-- Start --

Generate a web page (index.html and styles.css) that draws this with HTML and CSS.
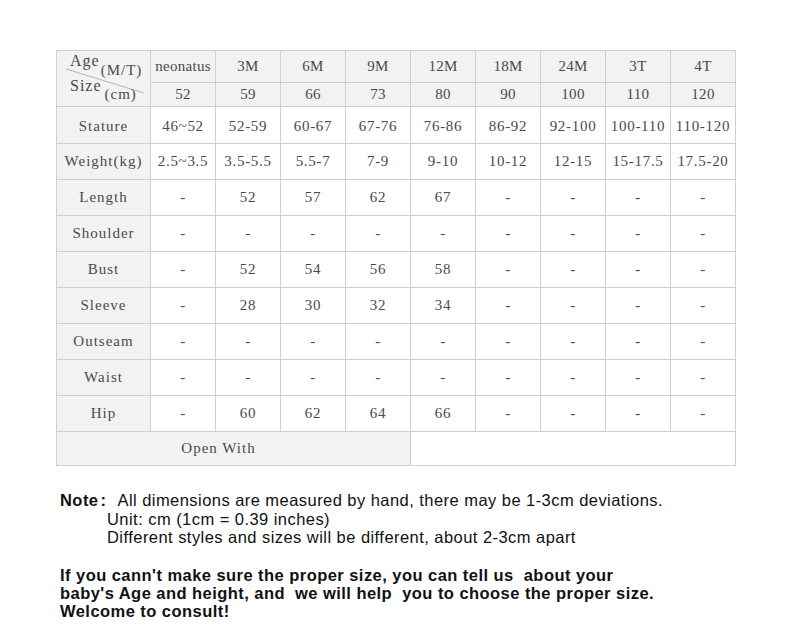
FILE: index.html
```html
<!DOCTYPE html>
<html>
<head>
<meta charset="utf-8">
<link rel="stylesheet" href="styles.css">
</head>
<body>
<div class="page">
<table class="size-table">
<colgroup>
<col class="c-first">
<col class="c"><col class="c"><col class="c"><col class="c"><col class="c"><col class="c"><col class="c"><col class="c"><col class="c">
</colgroup>
<tr class="r-age">
<td class="corner" rowspan="2">
<div class="corner-in">
<div class="lbl lbl-age">Age<span class="sub">(M/T)</span></div>
<div class="lbl lbl-size">Size<span class="sub">(cm)</span></div>
<svg class="diag" width="94" height="56" viewBox="0 0 94 56"><line x1="9" y1="18" x2="87" y2="42" stroke="#b5b5b5" stroke-width="1"/></svg>
</div>
</td>
<td class="hd">neonatus</td><td class="hd">3M</td><td class="hd">6M</td><td class="hd">9M</td><td class="hd">12M</td><td class="hd">18M</td><td class="hd">24M</td><td class="hd">3T</td><td class="hd">4T</td>
</tr>
<tr class="r-size">
<td class="hd">52</td><td class="hd">59</td><td class="hd">66</td><td class="hd">73</td><td class="hd">80</td><td class="hd">90</td><td class="hd">100</td><td class="hd">110</td><td class="hd">120</td>
</tr>
<tr class="r-stature">
<th>Stature</th><td>46~52</td><td>52-59</td><td>60-67</td><td>67-76</td><td>76-86</td><td>86-92</td><td>92-100</td><td>100-110</td><td>110-120</td>
</tr>
<tr class="r-body">
<th>Weight(kg)</th><td>2.5~3.5</td><td>3.5-5.5</td><td>5.5-7</td><td>7-9</td><td>9-10</td><td>10-12</td><td>12-15</td><td>15-17.5</td><td>17.5-20</td>
</tr>
<tr class="r-body">
<th>Length</th><td>-</td><td>52</td><td>57</td><td>62</td><td>67</td><td>-</td><td>-</td><td>-</td><td>-</td>
</tr>
<tr class="r-body">
<th>Shoulder</th><td>-</td><td>-</td><td>-</td><td>-</td><td>-</td><td>-</td><td>-</td><td>-</td><td>-</td>
</tr>
<tr class="r-body">
<th>Bust</th><td>-</td><td>52</td><td>54</td><td>56</td><td>58</td><td>-</td><td>-</td><td>-</td><td>-</td>
</tr>
<tr class="r-body">
<th>Sleeve</th><td>-</td><td>28</td><td>30</td><td>32</td><td>34</td><td>-</td><td>-</td><td>-</td><td>-</td>
</tr>
<tr class="r-body">
<th>Outseam</th><td>-</td><td>-</td><td>-</td><td>-</td><td>-</td><td>-</td><td>-</td><td>-</td><td>-</td>
</tr>
<tr class="r-body">
<th>Waist</th><td>-</td><td>-</td><td>-</td><td>-</td><td>-</td><td>-</td><td>-</td><td>-</td><td>-</td>
</tr>
<tr class="r-body">
<th>Hip</th><td>-</td><td>60</td><td>62</td><td>64</td><td>66</td><td>-</td><td>-</td><td>-</td><td>-</td>
</tr>
<tr class="r-open">
<td class="open" colspan="5">Open With</td><td colspan="5"></td>
</tr>
</table>

<div class="notes">
<div class="note-line"><b class="note-key">Note</b><span class="note-colon">:</span><span class="note-text">All dimensions are measured by hand, there may be 1-3cm deviations.</span></div>
<div class="note-sub">Unit: cm (1cm = 0.39 inches)</div>
<div class="note-sub">Different styles and sizes will be different, about 2-3cm apart</div>
<p class="consult">If you cann't make sure the proper size, you can tell us&nbsp; about your<br>baby's Age and height, and&nbsp; we will help&nbsp; you to choose the proper size.<br>Welcome to consult!</p>
</div>
</div>
</body>
</html>
```
FILE: styles.css
```css
html, body {
  margin: 0;
  padding: 0;
  background: #fff;
}
.page {
  padding: 50px 0 0 56px;
}
.size-table {
  border-collapse: collapse;
  table-layout: fixed;
  width: 679px;
  font-family: "Liberation Serif", "DejaVu Serif", serif;
  font-size: 15px;
  letter-spacing: 0.7px;
  color: #4a4a4a;
}
.c-first { width: 94px; }
.c { width: 65px; }
.size-table td, .size-table th {
  border: 1px solid #cfcfcf;
  text-align: center;
  vertical-align: middle;
  padding: 0;
  white-space: nowrap;
  font-weight: normal;
}
.size-table th {
  background: #f2f2f2;
  letter-spacing: 1px;
}
.hd {
  background: #f2f2f2;
}
.size-table .hd { letter-spacing: 0.3px; }
.r-age { height: 31px; }
.r-size { height: 24px; }
.r-stature { height: 37px; }
.r-body { height: 36px; }
.r-open { height: 34px; }
.r-stature td, .r-stature th {
  padding-top: 2px;
}
.corner {
  background: #f2f2f2;
  padding: 0;
}
.corner-in {
  position: relative;
  height: 55px;
  text-align: left;
}
.lbl {
  position: relative;
  z-index: 1;
  font-size: 16px;
  letter-spacing: 1px;
}
.lbl-age {
  padding: 1px 0 0 13px;
  height: 25px;
  line-height: 18px;
}
.lbl-size {
  padding: 0 0 0 13px;
  line-height: 18px;
}
.sub {
  position: relative;
  top: 9px;
  font-size: 15px;
  margin-left: 1px;
}
.lbl-size .sub { top: 8px; margin-left: 3px; }
.diag {
  position: absolute;
  left: 0;
  top: 0;
}
.size-table .open {
  background: #f2f2f2;
  padding: 0 30px 0 0;
  letter-spacing: 1px;
}
.notes {
  font-family: "Liberation Sans", Arial, sans-serif;
  color: #111;
  font-size: 16.5px;
  letter-spacing: 0.45px;
  margin-top: 25px;
  margin-left: 4px;
}
.note-line, .note-sub {
  line-height: 18.5px;
}
.note-key {
  font-weight: bold;
}
.note-colon {
  font-weight: bold;
  margin-left: 2px;
  margin-right: 11px;
}
.note-sub {
  padding-left: 47px;
}
.consult {
  margin: 19px 0 0 0;
  font-weight: bold;
  line-height: 18px;
  letter-spacing: 0.45px;
}
```
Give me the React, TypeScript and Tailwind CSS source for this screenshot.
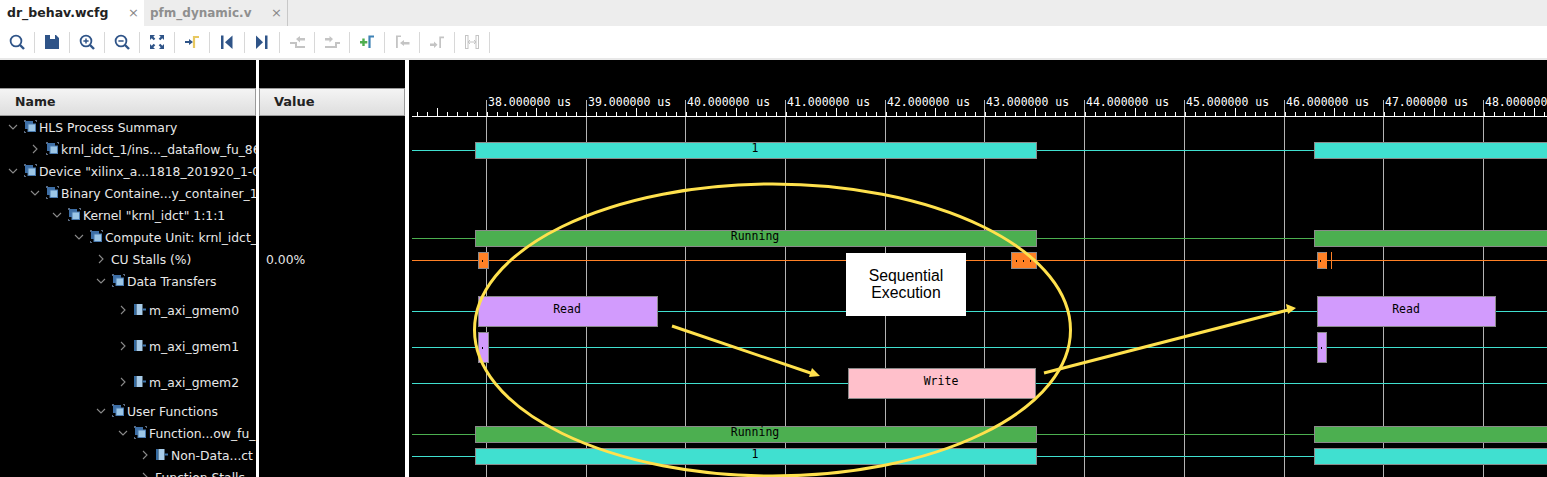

-- End --

Transcribe all entries above exactly. Drop the pictures.

RESULT –
Generate a web page (index.html and styles.css) that draws this with HTML and CSS.
FILE: index.html
```html
<!DOCTYPE html>
<html>
<head>
<meta charset="utf-8">
<link rel="stylesheet" href="styles.css">
</head>
<body>
<div class="page">
<table class="size-table">
<colgroup>
<col class="c-first">
<col class="c"><col class="c"><col class="c"><col class="c"><col class="c"><col class="c"><col class="c"><col class="c"><col class="c">
</colgroup>
<tr class="r-age">
<td class="corner" rowspan="2">
<div class="corner-in">
<div class="lbl lbl-age">Age<span class="sub">(M/T)</span></div>
<div class="lbl lbl-size">Size<span class="sub">(cm)</span></div>
<svg class="diag" width="94" height="56" viewBox="0 0 94 56"><line x1="9" y1="18" x2="87" y2="42" stroke="#b5b5b5" stroke-width="1"/></svg>
</div>
</td>
<td class="hd">neonatus</td><td class="hd">3M</td><td class="hd">6M</td><td class="hd">9M</td><td class="hd">12M</td><td class="hd">18M</td><td class="hd">24M</td><td class="hd">3T</td><td class="hd">4T</td>
</tr>
<tr class="r-size">
<td class="hd">52</td><td class="hd">59</td><td class="hd">66</td><td class="hd">73</td><td class="hd">80</td><td class="hd">90</td><td class="hd">100</td><td class="hd">110</td><td class="hd">120</td>
</tr>
<tr class="r-stature">
<th>Stature</th><td>46~52</td><td>52-59</td><td>60-67</td><td>67-76</td><td>76-86</td><td>86-92</td><td>92-100</td><td>100-110</td><td>110-120</td>
</tr>
<tr class="r-body">
<th>Weight(kg)</th><td>2.5~3.5</td><td>3.5-5.5</td><td>5.5-7</td><td>7-9</td><td>9-10</td><td>10-12</td><td>12-15</td><td>15-17.5</td><td>17.5-20</td>
</tr>
<tr class="r-body">
<th>Length</th><td>-</td><td>52</td><td>57</td><td>62</td><td>67</td><td>-</td><td>-</td><td>-</td><td>-</td>
</tr>
<tr class="r-body">
<th>Shoulder</th><td>-</td><td>-</td><td>-</td><td>-</td><td>-</td><td>-</td><td>-</td><td>-</td><td>-</td>
</tr>
<tr class="r-body">
<th>Bust</th><td>-</td><td>52</td><td>54</td><td>56</td><td>58</td><td>-</td><td>-</td><td>-</td><td>-</td>
</tr>
<tr class="r-body">
<th>Sleeve</th><td>-</td><td>28</td><td>30</td><td>32</td><td>34</td><td>-</td><td>-</td><td>-</td><td>-</td>
</tr>
<tr class="r-body">
<th>Outseam</th><td>-</td><td>-</td><td>-</td><td>-</td><td>-</td><td>-</td><td>-</td><td>-</td><td>-</td>
</tr>
<tr class="r-body">
<th>Waist</th><td>-</td><td>-</td><td>-</td><td>-</td><td>-</td><td>-</td><td>-</td><td>-</td><td>-</td>
</tr>
<tr class="r-body">
<th>Hip</th><td>-</td><td>60</td><td>62</td><td>64</td><td>66</td><td>-</td><td>-</td><td>-</td><td>-</td>
</tr>
<tr class="r-open">
<td class="open" colspan="5">Open With</td><td colspan="5"></td>
</tr>
</table>

<div class="notes">
<div class="note-line"><b class="note-key">Note</b><span class="note-colon">:</span><span class="note-text">All dimensions are measured by hand, there may be 1-3cm deviations.</span></div>
<div class="note-sub">Unit: cm (1cm = 0.39 inches)</div>
<div class="note-sub">Different styles and sizes will be different, about 2-3cm apart</div>
<p class="consult">If you cann't make sure the proper size, you can tell us&nbsp; about your<br>baby's Age and height, and&nbsp; we will help&nbsp; you to choose the proper size.<br>Welcome to consult!</p>
</div>
</div>
</body>
</html>
```
FILE: styles.css
```css
html, body {
  margin: 0;
  padding: 0;
  background: #fff;
}
.page {
  padding: 50px 0 0 56px;
}
.size-table {
  border-collapse: collapse;
  table-layout: fixed;
  width: 679px;
  font-family: "Liberation Serif", "DejaVu Serif", serif;
  font-size: 15px;
  letter-spacing: 0.7px;
  color: #4a4a4a;
}
.c-first { width: 94px; }
.c { width: 65px; }
.size-table td, .size-table th {
  border: 1px solid #cfcfcf;
  text-align: center;
  vertical-align: middle;
  padding: 0;
  white-space: nowrap;
  font-weight: normal;
}
.size-table th {
  background: #f2f2f2;
  letter-spacing: 1px;
}
.hd {
  background: #f2f2f2;
}
.size-table .hd { letter-spacing: 0.3px; }
.r-age { height: 31px; }
.r-size { height: 24px; }
.r-stature { height: 37px; }
.r-body { height: 36px; }
.r-open { height: 34px; }
.r-stature td, .r-stature th {
  padding-top: 2px;
}
.corner {
  background: #f2f2f2;
  padding: 0;
}
.corner-in {
  position: relative;
  height: 55px;
  text-align: left;
}
.lbl {
  position: relative;
  z-index: 1;
  font-size: 16px;
  letter-spacing: 1px;
}
.lbl-age {
  padding: 1px 0 0 13px;
  height: 25px;
  line-height: 18px;
}
.lbl-size {
  padding: 0 0 0 13px;
  line-height: 18px;
}
.sub {
  position: relative;
  top: 9px;
  font-size: 15px;
  margin-left: 1px;
}
.lbl-size .sub { top: 8px; margin-left: 3px; }
.diag {
  position: absolute;
  left: 0;
  top: 0;
}
.size-table .open {
  background: #f2f2f2;
  padding: 0 30px 0 0;
  letter-spacing: 1px;
}
.notes {
  font-family: "Liberation Sans", Arial, sans-serif;
  color: #111;
  font-size: 16.5px;
  letter-spacing: 0.45px;
  margin-top: 25px;
  margin-left: 4px;
}
.note-line, .note-sub {
  line-height: 18.5px;
}
.note-key {
  font-weight: bold;
}
.note-colon {
  font-weight: bold;
  margin-left: 2px;
  margin-right: 11px;
}
.note-sub {
  padding-left: 47px;
}
.consult {
  margin: 19px 0 0 0;
  font-weight: bold;
  line-height: 18px;
  letter-spacing: 0.45px;
}
```
Give me the React, TypeScript and Tailwind CSS source for this screenshot.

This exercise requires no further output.